Exercise directions. Write out the listing below exactly, and omit any images you find in it.

Available records.
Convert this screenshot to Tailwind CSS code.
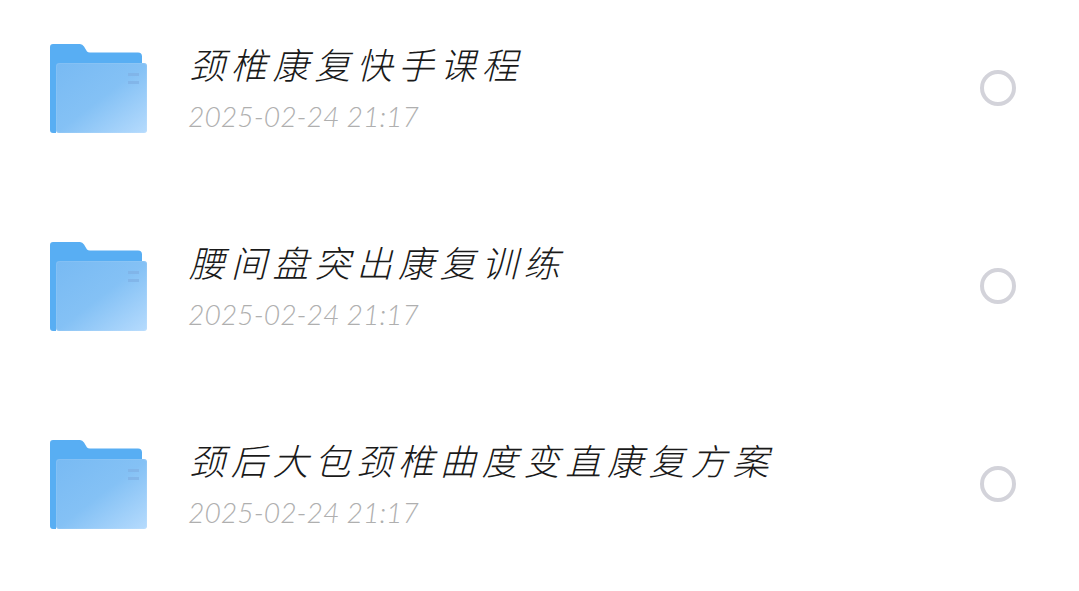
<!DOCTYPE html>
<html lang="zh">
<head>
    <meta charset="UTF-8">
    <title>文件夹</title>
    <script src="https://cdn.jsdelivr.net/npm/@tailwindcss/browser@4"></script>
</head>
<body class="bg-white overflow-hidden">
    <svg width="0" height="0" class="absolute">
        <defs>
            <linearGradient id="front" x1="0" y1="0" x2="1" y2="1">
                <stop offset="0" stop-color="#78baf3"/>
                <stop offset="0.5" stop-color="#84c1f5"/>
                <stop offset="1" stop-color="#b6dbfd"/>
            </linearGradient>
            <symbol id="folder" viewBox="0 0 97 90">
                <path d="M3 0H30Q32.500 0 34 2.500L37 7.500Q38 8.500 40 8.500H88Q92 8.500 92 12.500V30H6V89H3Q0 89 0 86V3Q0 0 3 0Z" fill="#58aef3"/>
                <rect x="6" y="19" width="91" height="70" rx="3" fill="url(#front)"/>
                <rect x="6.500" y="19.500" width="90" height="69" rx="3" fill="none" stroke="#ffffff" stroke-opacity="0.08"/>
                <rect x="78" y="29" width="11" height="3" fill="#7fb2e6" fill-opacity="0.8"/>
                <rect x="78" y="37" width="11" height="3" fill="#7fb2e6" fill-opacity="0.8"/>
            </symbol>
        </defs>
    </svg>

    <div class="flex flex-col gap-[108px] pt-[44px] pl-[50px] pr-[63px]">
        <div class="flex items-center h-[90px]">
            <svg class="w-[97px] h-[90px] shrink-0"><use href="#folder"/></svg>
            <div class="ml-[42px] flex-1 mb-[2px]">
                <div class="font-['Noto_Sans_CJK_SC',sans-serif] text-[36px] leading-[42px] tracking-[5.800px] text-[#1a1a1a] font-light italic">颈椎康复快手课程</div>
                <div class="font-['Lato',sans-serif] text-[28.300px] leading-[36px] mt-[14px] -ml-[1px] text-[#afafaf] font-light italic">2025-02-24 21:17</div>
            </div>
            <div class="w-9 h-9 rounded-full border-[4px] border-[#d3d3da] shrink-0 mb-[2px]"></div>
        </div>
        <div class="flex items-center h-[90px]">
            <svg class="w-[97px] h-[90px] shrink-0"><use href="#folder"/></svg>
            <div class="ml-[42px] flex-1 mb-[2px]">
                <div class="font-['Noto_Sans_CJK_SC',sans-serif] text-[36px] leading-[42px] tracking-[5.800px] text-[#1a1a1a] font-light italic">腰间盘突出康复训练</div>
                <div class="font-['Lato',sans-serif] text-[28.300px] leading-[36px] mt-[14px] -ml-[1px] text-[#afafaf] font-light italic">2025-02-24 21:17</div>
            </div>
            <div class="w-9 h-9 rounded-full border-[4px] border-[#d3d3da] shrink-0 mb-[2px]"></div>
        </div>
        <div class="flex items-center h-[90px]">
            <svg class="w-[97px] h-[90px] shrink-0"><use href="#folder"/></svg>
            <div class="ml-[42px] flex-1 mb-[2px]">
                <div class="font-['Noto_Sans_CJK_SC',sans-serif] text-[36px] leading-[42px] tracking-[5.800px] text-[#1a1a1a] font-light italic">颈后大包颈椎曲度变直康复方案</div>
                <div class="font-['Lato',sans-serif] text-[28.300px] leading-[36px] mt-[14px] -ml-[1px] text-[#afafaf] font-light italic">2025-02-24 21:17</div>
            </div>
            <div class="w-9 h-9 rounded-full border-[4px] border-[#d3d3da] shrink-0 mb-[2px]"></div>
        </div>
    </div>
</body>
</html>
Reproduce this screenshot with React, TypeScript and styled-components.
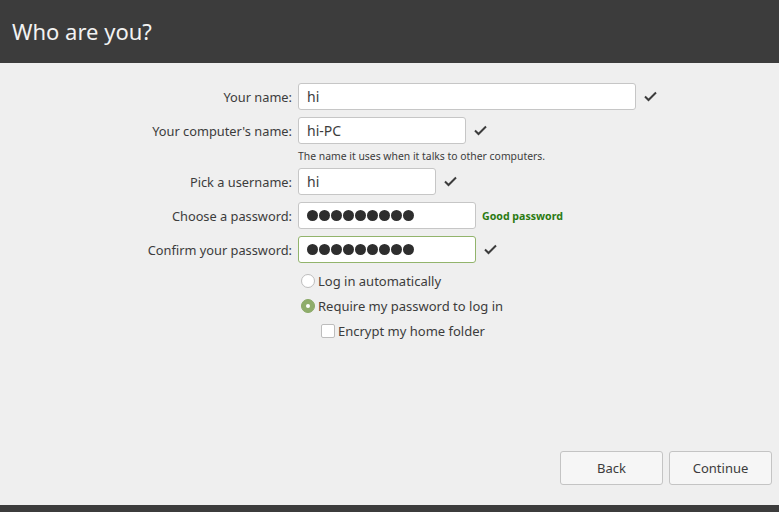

Final answer.
Convert this screenshot to Tailwind CSS code.
<!DOCTYPE html>
<html lang="zh">
<head>
    <meta charset="UTF-8">
    <title>文件夹</title>
    <script src="https://cdn.jsdelivr.net/npm/@tailwindcss/browser@4"></script>
</head>
<body class="bg-white overflow-hidden">
    <svg width="0" height="0" class="absolute">
        <defs>
            <linearGradient id="front" x1="0" y1="0" x2="1" y2="1">
                <stop offset="0" stop-color="#78baf3"/>
                <stop offset="0.5" stop-color="#84c1f5"/>
                <stop offset="1" stop-color="#b6dbfd"/>
            </linearGradient>
            <symbol id="folder" viewBox="0 0 97 90">
                <path d="M3 0H30Q32.500 0 34 2.500L37 7.500Q38 8.500 40 8.500H88Q92 8.500 92 12.500V30H6V89H3Q0 89 0 86V3Q0 0 3 0Z" fill="#58aef3"/>
                <rect x="6" y="19" width="91" height="70" rx="3" fill="url(#front)"/>
                <rect x="6.500" y="19.500" width="90" height="69" rx="3" fill="none" stroke="#ffffff" stroke-opacity="0.08"/>
                <rect x="78" y="29" width="11" height="3" fill="#7fb2e6" fill-opacity="0.8"/>
                <rect x="78" y="37" width="11" height="3" fill="#7fb2e6" fill-opacity="0.8"/>
            </symbol>
        </defs>
    </svg>

    <div class="flex flex-col gap-[108px] pt-[44px] pl-[50px] pr-[63px]">
        <div class="flex items-center h-[90px]">
            <svg class="w-[97px] h-[90px] shrink-0"><use href="#folder"/></svg>
            <div class="ml-[42px] flex-1 mb-[2px]">
                <div class="font-['Noto_Sans_CJK_SC',sans-serif] text-[36px] leading-[42px] tracking-[5.800px] text-[#1a1a1a] font-light italic">颈椎康复快手课程</div>
                <div class="font-['Lato',sans-serif] text-[28.300px] leading-[36px] mt-[14px] -ml-[1px] text-[#afafaf] font-light italic">2025-02-24 21:17</div>
            </div>
            <div class="w-9 h-9 rounded-full border-[4px] border-[#d3d3da] shrink-0 mb-[2px]"></div>
        </div>
        <div class="flex items-center h-[90px]">
            <svg class="w-[97px] h-[90px] shrink-0"><use href="#folder"/></svg>
            <div class="ml-[42px] flex-1 mb-[2px]">
                <div class="font-['Noto_Sans_CJK_SC',sans-serif] text-[36px] leading-[42px] tracking-[5.800px] text-[#1a1a1a] font-light italic">腰间盘突出康复训练</div>
                <div class="font-['Lato',sans-serif] text-[28.300px] leading-[36px] mt-[14px] -ml-[1px] text-[#afafaf] font-light italic">2025-02-24 21:17</div>
            </div>
            <div class="w-9 h-9 rounded-full border-[4px] border-[#d3d3da] shrink-0 mb-[2px]"></div>
        </div>
        <div class="flex items-center h-[90px]">
            <svg class="w-[97px] h-[90px] shrink-0"><use href="#folder"/></svg>
            <div class="ml-[42px] flex-1 mb-[2px]">
                <div class="font-['Noto_Sans_CJK_SC',sans-serif] text-[36px] leading-[42px] tracking-[5.800px] text-[#1a1a1a] font-light italic">颈后大包颈椎曲度变直康复方案</div>
                <div class="font-['Lato',sans-serif] text-[28.300px] leading-[36px] mt-[14px] -ml-[1px] text-[#afafaf] font-light italic">2025-02-24 21:17</div>
            </div>
            <div class="w-9 h-9 rounded-full border-[4px] border-[#d3d3da] shrink-0 mb-[2px]"></div>
        </div>
    </div>
</body>
</html>
Reproduce this screenshot with React, TypeScript and styled-components.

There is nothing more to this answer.